• Morgan Fagg

Swings and roundabouts:

Updated: Jun 22, 2019

Insurance companies please take note

The popular expression, what you lose on the swings you may gain on the roundabouts suggests that things balance out but the fall-out of Maria Bailey’s Swing-gate will rock more than just political recess as people question both pay-outs and premiums paid.

What are we gaining as a society when so few gain from the excessive fees charged by Irish insurance companies?

Insuring a car in Ireland is not easy and I want to share my own experiences in Spain, in the hope that insurance companies will actually take note.

On Friday the 13th, a few years ago, I crashed into the car in front of me when it stopped suddenly on the motorway. Without the distraction of iPads, iPods or iPhones, I took my eyes momentarily off the car in front of me and had to have a very awkward conversation with the Policia in pigeon Spanish.

At least, Jesus, the driver had some English which helped. Jesus is a common Spanish name, pronounced Hey-Zeus.

Saying "mi culpa", I presumed that was the end of the Spanish road for me as insurance premiums tend to accelerate after an accident, at least they do in Ireland.

In truth there was little damage done to Jesus´ car but the fender bender had destroyed my headlights, grill, bonnet and bumper.

I told my friends that I expected my driving experience to be over because premiums rise in the aftermath of an accident but my friends were surprised by my math. My girlfriend said, “You had an accident, that’s why you pay insurance, why would you expect the costs to go up?”

As I expected, my premium did rise but I wasn't expecting it to rise 700 cent.

At less than €300 per annum, I didn’t mind paying the €7.00 increase but I wonder, have Irish companies made a mistake? Have they confused cents with percents?

If not then, I hope they will please take note of the difference between dealing with insurance companies in both Ireland and Spain.

On two occasions, I have had cars destroyed when people have crashed into my parked cars.

In Ireland, I found my parked car, kissing a nearby wall after someone had hit it.

Putting on my Sherlock Holmes hat, I tracked down the culprit who was hiding in her boyfriend’s house around the corner.

Only around 20 years of age, the penalty for hitting another car was bleak. Her insurance for example would charge her I’m sure, more than 700 cent for the incident and the costs which are already very high to begin with, could put someone off the road for a long time.

Last year in Spain, I returned to yet another parked car to find it climbing a tree with glass all around the ground. Questioning the driving habits of my parked cars, I found a note on the window wiper with a name, phone number, registration number and the name of an insurance company.

There is a joke about finding a note on a car that says, “I just hit your car and people are looking at me so I’m writing this note, good luck with the car.” Luckily Jesus didn’t try that stunt with me.

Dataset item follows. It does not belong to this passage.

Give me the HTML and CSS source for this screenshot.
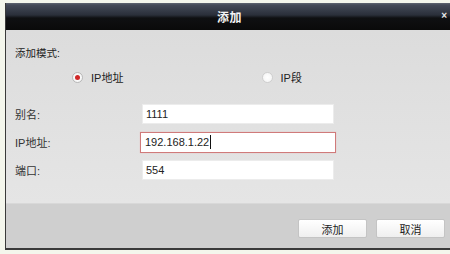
FILE: index.html
```html
<!DOCTYPE html>
<html lang="zh">
<head>
<meta charset="utf-8">
<title>添加</title>
<link rel="stylesheet" href="styles.css">
</head>
<body>
<div class="dialog">
  <div class="titlebar">
    <span class="title">添加</span>
    <span class="close">×</span>
  </div>
  <div class="content">
    <div class="mode-label">添加模式:</div>
    <div class="radio-row">
      <label class="radio-item"><span class="radio checked"></span><span>IP地址</span></label>
      <label class="radio-item second"><span class="radio"></span><span>IP段</span></label>
    </div>
    <div class="fields">
      <div class="field">
        <span class="label">别名:</span>
        <div class="input">1111</div>
      </div>
      <div class="field">
        <span class="label">IP地址:</span>
        <div class="input active">192.168.1.22<span class="caret"></span></div>
      </div>
      <div class="field">
        <span class="label">端口:</span>
        <div class="input">554</div>
      </div>
    </div>
  </div>
  <div class="footer">
    <button class="btn">添加</button>
    <button class="btn">取消</button>
  </div>
</div>
</body>
</html>
```

FILE: styles.css
```css
html, body {
  margin: 0;
  padding: 0;
  background: #f4f6ec;
  width: 450px;
  height: 254px;
  overflow: hidden;
}
body {
  font-family: "Liberation Sans", "Noto Sans CJK SC", sans-serif;
  font-size: 11px;
  color: #222;
}
.dialog {
  margin: 3px 0 0 5px;
  width: 445px;
  height: 245px;
  border-left: 1px solid #3a3a3a;
  border-bottom: 2px solid #3a3a3a;
  display: flex;
  flex-direction: column;
  background: #e2e2e2;
}
.titlebar {
  height: 27px;
  flex: none;
  display: flex;
  align-items: center;
  justify-content: center;
  position: relative;
  background: linear-gradient(to bottom, #606672 0px, #444a58 2px, #2a2f3a 12px, #0f1012 15px, #0a0a0a 27px);
}
.title {
  color: #f4f4f4;
  font-weight: bold;
  font-size: 12px;
  letter-spacing: 0.5px;
  margin-left: 2px;
}
.close {
  position: absolute;
  right: 4px;
  top: 7px;
  color: #e8e8e8;
  font-size: 10px;
  font-weight: bold;
}
.content {
  flex: 1;
  padding: 16px 0 0 9px;
  background: linear-gradient(to bottom, #dcdcdc, #e5e5e5);
  display: flex;
  flex-direction: column;
}
.mode-label {
  line-height: 14px;
  height: 14px;
  font-size: 10.5px;
}
.radio-row {
  margin-top: 10px;
  display: flex;
  height: 14px;
  align-items: center;
  padding-left: 57px;
}
.radio-item {
  display: flex;
  align-items: center;
  gap: 8px;
  width: 204px;
}
.radio {
  width: 9px;
  height: 9px;
  border-radius: 50%;
  border: 1px solid #cfcfcf;
  background: radial-gradient(circle, #fff 0, #f2f2f2 100%);
  display: flex;
  align-items: center;
  justify-content: center;
}
.radio.checked {
  border-color: #b8b8b8;
}
.radio.checked::after {
  content: "";
  width: 5px;
  height: 5px;
  border-radius: 50%;
  background: #d02828;
}
.fields {
  margin-top: 20px;
  display: flex;
  flex-direction: column;
  gap: 8px;
}
.field {
  display: flex;
  align-items: center;
  height: 20px;
}
.label {
  width: 127px;
  color: #333;
}
.input {
  width: 192px;
  height: 20px;
  box-sizing: border-box;
  background: #fff;
  border: 1px solid #ececec;
  padding-left: 3px;
  display: flex;
  align-items: center;
  color: #222;
}
.input.active {
  margin-left: -2px;
  width: 196px;
  height: 21px;
  border: 1px solid #d07a7a;
  box-shadow: 0 0 1px #e8b0b0;
  padding-left: 4px;
}
.caret {
  display: inline-block;
  width: 0;
  height: 14px;
  border-left: 1px solid #111;
  margin-left: 1px;
}
.footer {
  height: 45px;
  flex: none;
  background: #cfcfcf;
  border-top: 1px solid #d8d8d8;
  display: flex;
  justify-content: flex-end;
  align-items: flex-start;
  padding: 15px 6px 0 0;
  box-sizing: border-box;
  gap: 9px;
}
.btn {
  width: 69px;
  height: 19px;
  border: 1px solid #c4c4c4;
  border-radius: 2px;
  background: linear-gradient(to bottom, #ffffff, #efefef);
  font-family: "Liberation Sans", "Noto Sans CJK SC", sans-serif;
  font-size: 11px;
  color: #222;
  padding: 0;
}
```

Naturally sceptical of the note, especially since Renault was spelt wrong in the details but yet I had found broken Renault debris and hoped the note from yet another Spanish Jesus was legit and not just a joke.

His details were not correct at first and it took a month for the insurance companies to settle because the registration numbers were wrong on the note.

Much luckier than when I had crashed into the other Jesus on Friday the 13th, that little note on my windscreen was worth more than I had actually paid for the car.

I guess I should have had more faith in a man called Jesus. Thank you Jesus.